27 mayo, 2012

MADUROS Y GENUINOS

Los jugadores - Rousseau

Se asocia la madurez a una cualidad cuya consecución va más allá de la edad y del simple trascurso de los años. Cabe pensar que alguien madura según aprende a manejarse, y que aprende a manejarse en la medida en que va exponiéndose a la temperie circundante y desarrollando y afianzando una serie de técnicas adecuadas para vivir. Lo que sucede es que, cuanto más se expone uno, más vulnerable se siente y mayor necesidad tiene de guarecerse de las inclemencias vitales. Y, ante éstas, parece que lo aconsejable sea cubrirse, enmascarar la propia naturaleza, tomar un patrón social de autoprotección y seguir las instrucciones. Adaptarse para sobrevivir, tal es la cuestión. Así, entonces, uno llega a ser un tipo juicioso y formal (maduro, vaya), y su entorno se lo reconoce y le da su respaldo; sabe que está preparado para funcionar, que ha conseguido ser alguien, una persona seria, estable, competitiva.
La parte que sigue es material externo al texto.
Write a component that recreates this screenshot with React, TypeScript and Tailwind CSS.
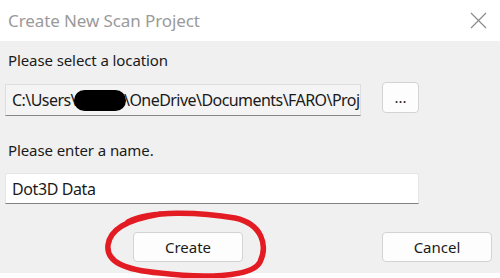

Lo único...
Lo único que, el acceso a ese estado de competencia, conlleva peajes tales como el de sofocar lo más genuino de uno tiene: su inocencia. La inocencia poliédrica representada en el niño que contemplaba la vida sin entenderla y aún sonreía, en la chiquilla ilusionada que lloró sus alegrías y desencantos, en aquel gamberrete que perpetraba bromas, desafiando todas las leyes no escritas o, en fin, en el rebelde inconformista que se amoldó, pero mantuvo rescoldos de su fe en que un mundo mejor todavía es posible...
Supongo que el coste de intentar vivir de un modo equilibrado y eficaz, pasa por dejar jirones de candor en la cuneta. Ahora bien, pese a la pérdida de pureza y de frescura, intuyo que el quebranto personal que uno sufre no es tan definitivo. Puede que no se nos vea del todo (porque nos cubrimos), pero apuesto a que en cada uno de nosotros coexisten, con mayor o menor desahogo, el niño, la chiquilla, el gamberrete, el rebelde y cuantos hemos sido hasta ser lo que hoy somos. Y creo que tener esta perspectiva es saludable, considerando que nuestro pasado y el presente, e incluso los sueños que perseguimos, nos conforman.
Socialmente se premia la madurez bruñida de competencia, pero no confundamos nuestro desempeño funcional con la necesidad de sepultarnos en la gravedad, en la circunspección utilitaria. Somos mucho más que un rol, y la vida diaria nos suministra múltiples ocasiones de mostrarnos sin tapujos. Es ahí donde se nos reconoce; ahí, donde radica nuestra forma de ser genuinos, a pesar de los rigores del clima social y del tiempo reglamentado.
Observo en muchos de nuestros mayores el sabio retorno a la autenticidad que protagonizan. Y, viéndoles, concluyo que es sano relajar el semblante y despojarse con frecuencia de esa coraza funcional con la que uno despacha eficazmente tanto asunto inaplazable. Hasta es posible que, entonces, ese uno se sienta renovado, más en sintonía con lo que realmente es... y con lo que siempre quiso hacer de sí. Mostrarnos como somos con quienes nos quieren, es un gesto de nobleza y de autenticidad. Precisamente porque nos quieren, merecen nuestra sinceridad. Y, precisamente porque somos lo más importante que tenemos, también nosotros mismos nos la merecemos.